# How to get seed in contact with soil



## joshoc (May 6, 2009)

I plan to seed my front yard with a broadcast spreader this October. 

When it's been done this way in the past, the grass seed doesn't get in contact with the soil, it just gets stuck in the existing grass.

How can I get the seeds in contact with the soil?

This will be fescue seed. Yes, I know someone can come with a slit-seeder, but I don't want to hire it out and I don't have a truck to rent a slit-seeder.

Thanks
Nashville, TN


----------



## Bondo (Dec 8, 2007)

> When it's been done this way in the past, the grass seed doesn't get in contact with the soil, it just gets stuck in the existing grass.
> 
> How can I get the seeds in contact with the soil?

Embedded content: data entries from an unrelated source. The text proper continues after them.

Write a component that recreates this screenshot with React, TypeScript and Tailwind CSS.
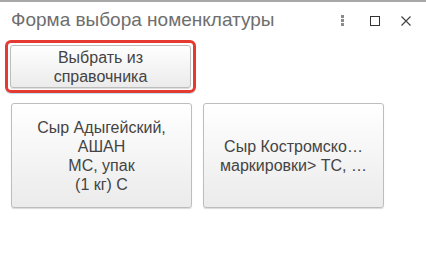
const btn =
  "flex flex-col items-center justify-center rounded-[3px] border border-[#bdbdbd] bg-gradient-to-b from-white to-[#ebebeb] shadow-[0_1px_1px_rgba(0,0,0,0.15)] text-[16px] leading-[19px] text-[#444] text-center";

const App = () => {
  return (
    <div className="w-[426px] h-[273px] bg-white border-t-2 border-[#a8a8a8] font-['Liberation_Sans',Arial,sans-serif]">
      <div className="flex items-center h-[36px] pl-[11px]">
        <h1 className="text-[19px] text-[#6e6e6e] pt-[1px]">Форма выбора номенклатуры</h1>
        <div className="ml-auto flex items-center mr-[15px] pt-[1px]">
          <span className="flex flex-col gap-[1px]">
            <span className="w-[3px] h-[3px] bg-[#8a8a8a]" />
            <span className="w-[3px] h-[3px] bg-[#8a8a8a]" />
            <span className="w-[3px] h-[3px] bg-[#8a8a8a]" />
          </span>
          <span className="ml-[26px] w-[10px] h-[10px] border-[1.5px] border-[#333]" />
          <svg className="ml-[21px]" width="10" height="10" viewBox="0 0 10 10">
            <path d="M0.5 0.5 L9.5 9.5 M9.5 0.5 L0.5 9.5" stroke="#444" strokeWidth="1.2" />
          </svg>
        </div>
      </div>

      <div className="ml-[5px] mt-[2px] w-[191px] h-[53px] rounded-[6px] border-[3px] border-[#e53a31] p-[2px] shadow-[0_1px_0_#bfe0f5]">
        <button className={`${btn} w-[181px] h-[43px]`}>
          <span>Выбрать из</span>
          <span>справочника</span>
        </button>
      </div>

      <div className="flex gap-[11px] pl-[11px] mt-[10px]">
        <button className={`${btn} w-[181px] h-[105px]`}>
          <span>Сыр Адыгейский,</span>
          <span>АШАН</span>
          <span>МС, упак</span>
          <span>(1 кг) С</span>
        </button>
        <button className={`${btn} w-[181px] h-[105px]`}>
          <span>Сыр Костромско…</span>
          <span>маркировки&gt; ТС, …</span>
        </button>
      </div>
    </div>
  );
};

export default App;
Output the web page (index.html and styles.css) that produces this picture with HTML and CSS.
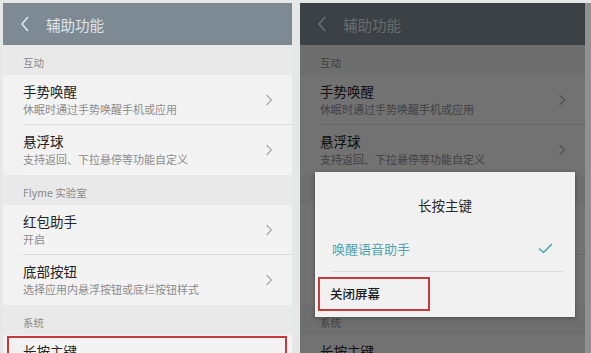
FILE: index.html
```html
<!DOCTYPE html>
<html lang="zh-CN">
<head>
    <meta charset="UTF-8">
    <meta name="viewport" content="width=device-width, initial-scale=1.0">
    <title>辅助功能</title>
    <link rel="stylesheet" href="styles.css">
</head>
<body>
    <div class="screens">

        <div class="phone">
            <div class="topbar">
                <svg class="back" width="10" height="16" viewBox="0 0 10 16"><polyline points="8,1 2,8 8,15" fill="none" stroke="#e2e6e8" stroke-width="1.6"/></svg>
                <span class="topbar-title">辅助功能</span>
            </div>

            <div class="section">互动</div>
            <div class="item">
                <div class="item-text">
                    <div class="item-title">手势唤醒</div>
                    <div class="item-sub">休眠时通过手势唤醒手机或应用</div>
                </div>
                <svg class="arrow" width="8" height="12" viewBox="0 0 8 12"><polyline points="1.5,1 6.5,6 1.5,11" fill="none" stroke="#ababab" stroke-width="1.3"/></svg>
            </div>
            <div class="item last">
                <div class="item-text">
                    <div class="item-title">悬浮球</div>
                    <div class="item-sub">支持返回、下拉悬停等功能自定义</div>
                </div>
                <svg class="arrow" width="8" height="12" viewBox="0 0 8 12"><polyline points="1.5,1 6.5,6 1.5,11" fill="none" stroke="#ababab" stroke-width="1.3"/></svg>
            </div>

            <div class="section">Flyme 实验室</div>
            <div class="item">
                <div class="item-text">
                    <div class="item-title">红包助手</div>
                    <div class="item-sub">开启</div>
                </div>
                <svg class="arrow" width="8" height="12" viewBox="0 0 8 12"><polyline points="1.5,1 6.5,6 1.5,11" fill="none" stroke="#ababab" stroke-width="1.3"/></svg>
            </div>
            <div class="item last">
                <div class="item-text">
                    <div class="item-title">底部按钮</div>
                    <div class="item-sub">选择应用内悬浮按钮或底栏按钮样式</div>
                </div>
                <svg class="arrow" width="8" height="12" viewBox="0 0 8 12"><polyline points="1.5,1 6.5,6 1.5,11" fill="none" stroke="#ababab" stroke-width="1.3"/></svg>
            </div>

            <div class="section">系统</div>
            <div class="item last marked">
                <div class="item-text">
                    <div class="item-title">长按主键</div>
                    <div class="item-sub">唤醒语音助手</div>
                </div>
                <svg class="arrow" width="8" height="12" viewBox="0 0 8 12"><polyline points="1.5,1 6.5,6 1.5,11" fill="none" stroke="#ababab" stroke-width="1.3"/></svg>
            </div>
        </div>

        <div class="phone right">
            <div class="topbar">
                <svg class="back" width="10" height="16" viewBox="0 0 10 16"><polyline points="8,1 2,8 8,15" fill="none" stroke="#e2e6e8" stroke-width="1.6"/></svg>
                <span class="topbar-title">辅助功能</span>
            </div>

            <div class="section">互动</div>
            <div class="item">
                <div class="item-text">
                    <div class="item-title">手势唤醒</div>
                    <div class="item-sub">休眠时通过手势唤醒手机或应用</div>
                </div>
                <svg class="arrow" width="8" height="12" viewBox="0 0 8 12"><polyline points="1.5,1 6.5,6 1.5,11" fill="none" stroke="#ababab" stroke-width="1.3"/></svg>
            </div>
            <div class="item last">
                <div class="item-text">
                    <div class="item-title">悬浮球</div>
                    <div class="item-sub">支持返回、下拉悬停等功能自定义</div>
                </div>
                <svg class="arrow" width="8" height="12" viewBox="0 0 8 12"><polyline points="1.5,1 6.5,6 1.5,11" fill="none" stroke="#ababab" stroke-width="1.3"/></svg>
            </div>

            <!-- covered by the dialog -->
            <div class="covered">
                <div class="section">Flyme 实验室</div>
                <div class="item">
                    <div class="item-text">
                        <div class="item-title">红包助手</div>
                        <div class="item-sub">开启</div>
                    </div>
                </div>
                <div class="item last">
                    <div class="item-text">
                        <div class="item-title">底部按钮</div>
                        <div class="item-sub">选择应用内悬浮按钮或底栏按钮样式</div>
                    </div>
                </div>
            </div>

            <div class="section">系统</div>
            <div class="item last">
                <div class="item-text">
                    <div class="item-title">长按主键</div>
                    <div class="item-sub">唤醒语音助手</div>
                </div>
                <svg class="arrow" width="8" height="12" viewBox="0 0 8 12"><polyline points="1.5,1 6.5,6 1.5,11" fill="none" stroke="#ababab" stroke-width="1.3"/></svg>
            </div>

            <div class="dim"></div>

            <div class="dialog">
                <div class="dialog-title">长按主键</div>
                <div class="option selected">
                    <span>唤醒语音助手</span>
                    <svg width="15" height="11" viewBox="0 0 15 11"><polyline points="1,5.5 5.5,9.5 14,1" fill="none" stroke="#4ea6b3" stroke-width="1.6"/></svg>
                </div>
                <div class="option">
                    <span class="option-mark">关闭屏幕</span>
                </div>
            </div>
        </div>

    </div>
</body>
</html>
```

FILE: styles.css
```css
body {
    margin: 0;
    height: 353px;
    overflow: hidden;
    background-color: #e6e7e7;
    font-family: "Noto Sans CJK SC", "Noto Sans", sans-serif;
}

.screens {
    display: flex;
    gap: 8px;
    padding: 3px 0 0 3px;
}

.phone {
    position: relative;
    width: 289px;
    height: 350px;
    overflow: hidden;
    background-color: #f2f2f2;
}

.phone.right {
    width: 285px;
    border-right: 6px solid #8e9091;
}

.topbar {
    height: 42px;
    display: flex;
    align-items: center;
    gap: 16px;
    padding-left: 17px;
    background-color: #7d8a93;
}

.topbar-title {
    font-size: 14.5px;
    color: #dfe4e6;
}

.section {
    height: 30px;
    box-sizing: border-box;
    padding: 11px 0 0 20px;
    font-size: 10.5px;
    line-height: 14px;
    color: #8a8a8a;
    background-color: #e9e9e9;
}

.item {
    height: 50px;
    box-sizing: border-box;
    display: flex;
    align-items: center;
    justify-content: space-between;
    margin-left: 20px;
    padding-right: 19px;
    border-bottom: 1px solid #dcdcdc;
    background-color: #f3f3f3;
}

.item.last {
    border-bottom: none;
}

.item-text {
    padding-bottom: 2px;
}

.item-title {
    font-size: 13.5px;
    line-height: 20px;
    color: #242424;
}

.item-sub {
    font-size: 11px;
    line-height: 16px;
    color: #8c8c8c;
}

.covered .item-text,
.covered .section {
    color: transparent;
}

.covered .item-text div {
    visibility: hidden;
}

.item.marked {
    position: relative;
    overflow: visible;
}

.item.marked::after {
    content: '';
    position: absolute;
    top: 1px;
    left: -16px;
    right: 5px;
    height: 40px;
    border: 2px solid #c63a3c;
}

.dim {
    position: absolute;
    inset: 0;
    background-color: rgba(0, 0, 0, 0.53);
}

.dialog {
    position: absolute;
    top: 169px;
    left: 15px;
    width: 260px;
    height: 145px;
    background-color: #f1f1f1;
    box-shadow: 0 1px 4px rgba(0, 0, 0, 0.35);
}

.dialog-title {
    padding-top: 23px;
    height: 54px;
    box-sizing: border-box;
    text-align: center;
    font-size: 13.5px;
    line-height: 20px;
    color: #2a2a2a;
}

.option {
    display: flex;
    align-items: center;
    justify-content: space-between;
    font-size: 13px;
}

.option.selected {
    height: 45px;
    margin: 0 12px 0 17px;
    padding-right: 10px;
    border-bottom: 1px solid #dadada;
    color: #4ea6b3;
}

.option-mark {
    width: 112px;
    height: 34px;
    box-sizing: border-box;
    margin: 5px 0 0 3px;
    padding-left: 10px;
    border: 2px solid #c63a3c;
    line-height: 30px;
    font-size: 12.5px;
    font-weight: 500;
    color: #1e1e1e;
}
```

Ayuh,... Water it,... It'll wash down...


----------



## Kap (Jun 20, 2008)

First mow the grass as low as you can and bag the clippings. If the grass is fairly tall, you may want to shorten it over a couple of mowings 4-5 days apart.


----------



## buffdadjj (Sep 12, 2009)

I would cut as short as possible, aereate, and rent a slit seeder,


----------



## handy man88 (Jan 23, 2007)

buffdadjj said:


> I would cut as short as possible, aereate, and rent a slit seeder,


Detatch also....and core aerate.


----------



## downunder (Jun 13, 2008)

> I don't have a truck to rent a slit-seeder.





> and rent a slit seeder,


DUH

In the past I have mowed REALLY close with an old blade that I was ready to sacrifice, then go over it with one of those spring de-thatchers that you install on the mower blade. If you get a little too low for proper dethatching, you can scuff up a little soil with it. Then overseed. Try to do it just before a good hard rain. As mentioned already, this will help wash it down. Then keep it watered properly. You might get fifty percent results this way.
Or, do it right the first time. I suppose it depends on how much you want to improve your lawn.


----------



## buffdadjj (Sep 12, 2009)

Sorry joshoc When I read the original post i got called away when I came back I overlooked the truck situation.

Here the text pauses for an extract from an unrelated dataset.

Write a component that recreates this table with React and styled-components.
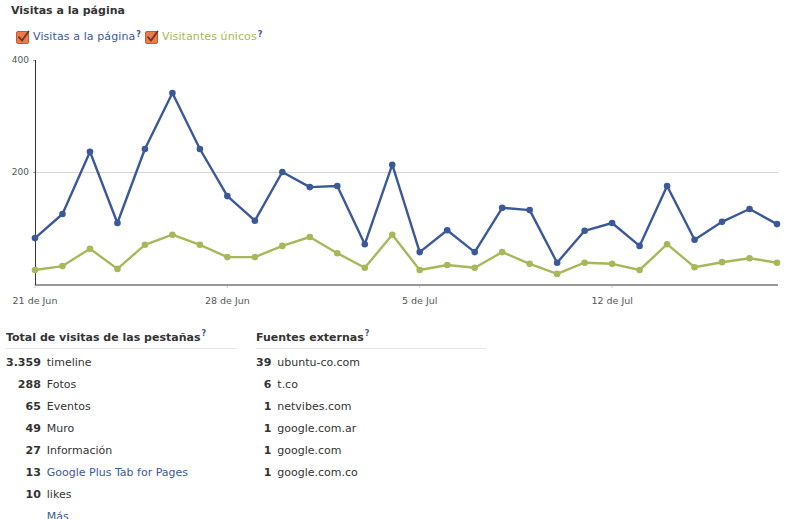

downunder I think the duh was a little uncalled for:no:


----------



## downunder (Jun 13, 2008)

Don't want to make this an essay for a grade, but it seems to me that the OP's point about not wanting to hire a slitseeding job or having a truck to rent one with was fairly significant.
He stated his purpose, identified a problem, posed a question, and specifically ruled out your advice.
DUH


----------



## Mr Chips (Mar 23, 2008)

if you feel that using a broadcast spreader will cause a problem, why not borrow or buy a drop spreader? They are fairly cheap and will easily fit in the smallest car and all a slit seeder really is is a drop spreader with a bunch of knives in front of it that slice up the ground ahead of the seed that will (hopefully) into the slits. The ones i used never really injected them into the slits.

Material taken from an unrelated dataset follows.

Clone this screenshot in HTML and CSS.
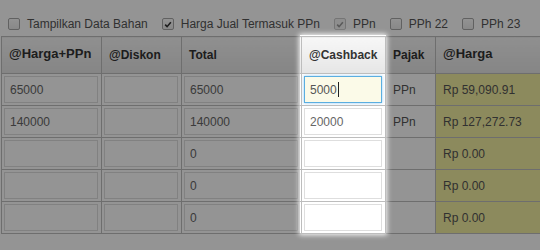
FILE: index.html
```html
<!DOCTYPE html>
<html lang="id">
<head>
  <meta charset="UTF-8">
  <meta name="viewport" content="width=device-width, initial-scale=1.0">
  <title>Harga Jual</title>
  <link rel="stylesheet" href="styles.css">
</head>
<body>
  <div class="page">
    <!-- Options -->
    <div class="options">
      <label class="opt"><span class="box"></span>Tampilkan Data Bahan</label>
      <label class="opt">
        <span class="box"><svg viewBox="0 0 12 12"><path d="M2.6 6.2 L4.9 8.6 L9.4 3.2"/></svg></span>Harga Jual Termasuk PPn
      </label>
      <label class="opt disabled">
        <span class="box"><svg viewBox="0 0 12 12"><path d="M2.6 6.2 L4.9 8.6 L9.4 3.2"/></svg></span>PPn
      </label>
      <label class="opt"><span class="box"></span>PPh 22</label>
      <label class="opt"><span class="box"></span>PPh 23</label>
    </div>

    <!-- Price table -->
    <table class="grid">
      <colgroup>
        <col class="c-harga-ppn">
        <col class="c-diskon">
        <col class="c-total">
        <col class="c-cashback">
        <col class="c-pajak">
        <col class="c-harga">
      </colgroup>
      <thead>
        <tr>
          <th class="big">@Harga+PPn</th>
          <th>@Diskon</th>
          <th>Total</th>
          <th>@Cashback</th>
          <th>Pajak</th>
          <th class="big">@Harga</th>
        </tr>
      </thead>
      <tbody>
        <tr>
          <td class="in"><input type="text" value="65000"></td>
          <td class="in"><input type="text" value=""></td>
          <td class="in"><input type="text" value="65000"></td>
          <td class="in"><div class="field focused">5000<span class="caret"></span></div></td>
          <td class="txt">PPn</td>
          <td class="txt harga">Rp 59,090.91</td>
        </tr>
        <tr>
          <td class="in"><input type="text" value="140000"></td>
          <td class="in"><input type="text" value=""></td>
          <td class="in"><input type="text" value="140000"></td>
          <td class="in"><input type="text" value="20000"></td>
          <td class="txt">PPn</td>
          <td class="txt harga">Rp 127,272.73</td>
        </tr>
        <tr>
          <td class="in"><input type="text" value=""></td>
          <td class="in"><input type="text" value=""></td>
          <td class="in"><input type="text" value="0"></td>
          <td class="in"><input type="text" value=""></td>
          <td class="txt"></td>
          <td class="txt harga">Rp 0.00</td>
        </tr>
        <tr>
          <td class="in"><input type="text" value=""></td>
          <td class="in"><input type="text" value=""></td>
          <td class="in"><input type="text" value="0"></td>
          <td class="in"><input type="text" value=""></td>
          <td class="txt"></td>
          <td class="txt harga">Rp 0.00</td>
        </tr>
        <tr>
          <td class="in"><input type="text" value=""></td>
          <td class="in"><input type="text" value=""></td>
          <td class="in"><input type="text" value="0"></td>
          <td class="in"><input type="text" value=""></td>
          <td class="txt"></td>
          <td class="txt harga">Rp 0.00</td>
        </tr>
      </tbody>
    </table>
  </div>

  <!-- Tour highlight over the Cashback column -->
  <div class="spotlight"></div>
</body>
</html>
```

FILE: styles.css
```css
/* Global reset */
* {
  margin: 0;
  padding: 0;
  box-sizing: border-box;
}

body {
  font-family: 'Liberation Sans', Arial, sans-serif;
  font-size: 12px;
  background-color: #fff;
  color: #555;
  overflow: hidden;
}

/* Options row */
.options {
  display: flex;
  align-items: center;
  gap: 14px;
  height: 20px;
  margin-top: 14px;
  margin-bottom: 2px;
  padding-left: 8px;
}

.opt {
  display: flex;
  align-items: center;
  white-space: nowrap;
  color: #555;
}

.opt .box {
  width: 12px;
  height: 12px;
  margin-right: 7px;
  border: 1px solid #a8a8a8;
  border-radius: 2px;
  background: linear-gradient(#fdfdfd, #ebebeb);
  display: flex;
  align-items: center;
  justify-content: center;
}

.opt .box svg {
  width: 11px;
  height: 11px;
  fill: none;
  stroke: #333;
  stroke-width: 1.9;
}

.opt.disabled .box {
  border-color: #cacaca;
  background: #f4f4f4;
}

.opt.disabled .box svg {
  stroke: #9a9a9a;
}

/* Table */
.grid {
  border-collapse: collapse;
  table-layout: fixed;
  width: 560px;
  margin-left: 1px;
}

.c-harga-ppn { width: 100px; }
.c-diskon { width: 80px; }
.c-total { width: 120px; }
.c-cashback { width: 84px; }
.c-pajak { width: 50px; }
.c-harga { width: 126px; }

.grid th,
.grid td {
  border: 1px solid #bdbdbd;
}

.grid th {
  height: 37px;
  padding: 0 7px;
  text-align: left;
  vertical-align: middle;
  font-size: 12px;
  font-weight: bold;
  color: #333;
  background: linear-gradient(#f7f7f7, #e6e6e6);
}

.grid th.big {
  font-size: 13px;
  padding-bottom: 3px;
}

.grid td {
  height: 32px;
  vertical-align: middle;
}

.grid td.in {
  padding: 2px 3px 2px 2px;
}

.grid td.txt {
  padding: 0 7px;
  color: #555;
}

.grid td.harga {
  background-color: #f2eea0;
}

.grid input,
.field {
  display: block;
  width: 100%;
  height: 27px;
  padding: 0 5px;
  border: 1px solid #dedede;
  background: transparent;
  font-family: 'Liberation Sans', Arial, sans-serif;
  font-size: 12px;
  color: #666;
  outline: none;
}

.field {
  display: flex;
  align-items: center;
}

.field.focused {
  border-color: #5aaee0;
  background-color: #fbfae8;
  box-shadow: 0 0 3px rgba(82, 168, 236, 0.6);
  color: #555;
}

.caret {
  display: inline-block;
  width: 1px;
  height: 15px;
  margin-left: 1px;
  background-color: #222;
}

/* Tour spotlight */
.spotlight {
  position: absolute;
  left: 300px;
  top: 35px;
  width: 86px;
  height: 199px;
  box-shadow: 0 0 5px 1px rgba(255, 255, 255, 0.95),
              0 0 0 2000px rgba(0, 0, 0, 0.42);
  pointer-events: none;
}
```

use a drop spreader before a forecasted heavy rain and you should be fine. if you are determined to use the broadcast you could mix in some granular gypsum or pellatized lime in hopper, with the hopes that the seed will stick to the heavier stuff and make it to the ground right away.

no matter what you do, do it before a big storm, or water the heck out of it


----------



## user1007 (Sep 23, 2009)

If you have a lot that needs to be seeded consider hydromulching. It is relatively cheap and the slury contains, seed, fertilizer, and mulch all in one. I used to spec it for slopes and all because it really holds to the soil and establishes quickly.


----------